Friday, March 14, 2008

Early Reading

17-month-old who can read
17-month-old who can read

It's never too early to start reading. Really! Can you imagine one of your books capturing a child's attention in this way.

Early Reviews

Star Wars Explained by a 3-year-old!
Star Wars Explained by a 3-year-old!

Worried that your plot may be too complex for a young audience?
I think they can handle it.

Thursday, March 6, 2008

Inpiration and Chris Gall

I find inspiration in looking at the work of other authors, illustrators, fine artists, and of course everyday things around me. The work of those I admire motivates me. It makes me hope one day I can create work that good! As for things around me, I just want to share the joy of those things. So I found it very interesting listening to Chris Gall speak about what inspired him to write and illustrate There's Nothing to do on Mars. I had the pleasure of meeting Chris last weekend at a wonderful local bookstore, Changing Hands. After talking with him during a phone interview in November, I had been really looking forward to meeting him. Did I mention I'm a huge fan of his work!

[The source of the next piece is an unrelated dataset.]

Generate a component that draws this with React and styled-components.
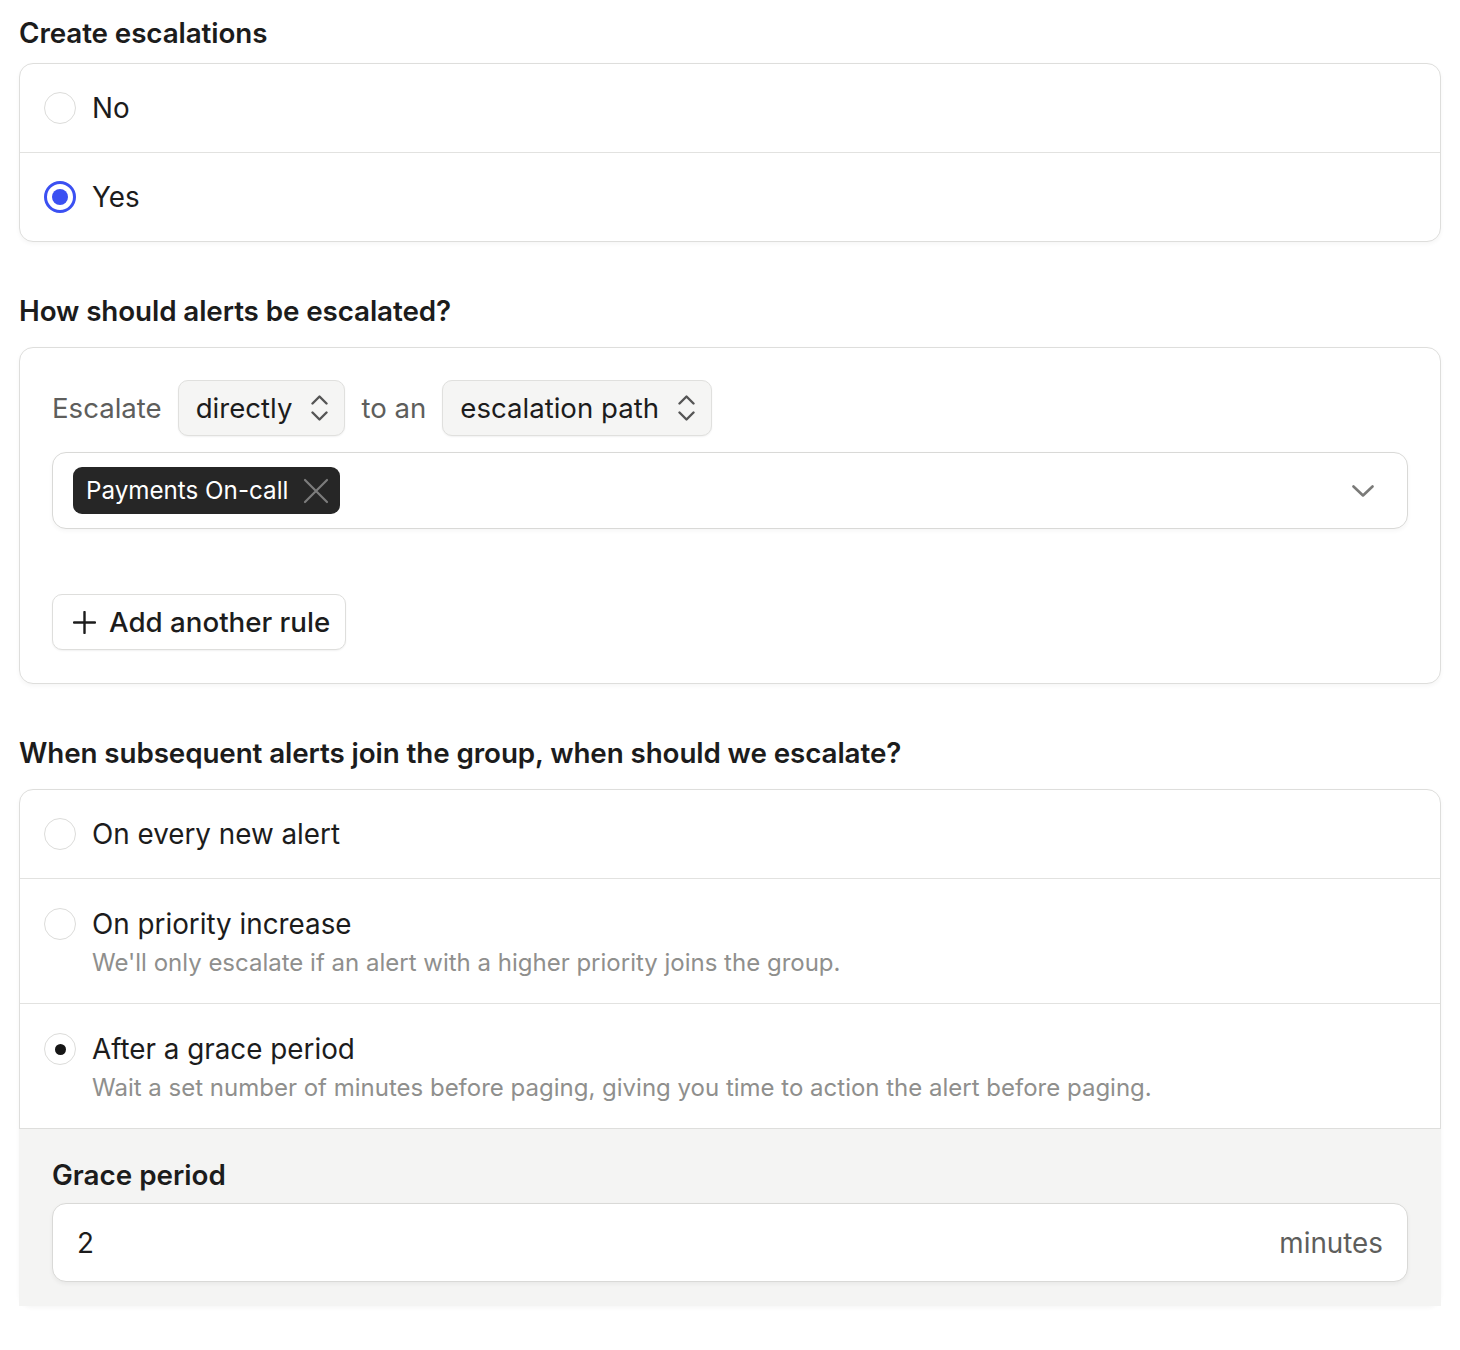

So you wonder what could the seed of inspiration be for a book with a setting on Mars? Well, none other than a place right here in the state of Arizona, a place I've visited many times, a place I find full of joy and wonder, I place that's said to have a spiritual aura, a place called a vortex, a place called red-rock country. That place is Sedona!

Photo from:

He visited that place, and it made him think, this is what what Mars would look like, he then came up with the title, from there he had to work out the story. As he said, it had to be about more than "nothing to do", or it would be a very short story! So that seed of inspiration had to grow in his creative mind. That's the part where authors and illustrators really get to have fun. And do a lot of research. (He picked an actual mountain on Mars to be the center of his story.) An idea is just an idea, unless you turn it into a story. When you read this story you'll find out there really is a lot to do on Mars. And yes, I do have another signed book to add to my collection.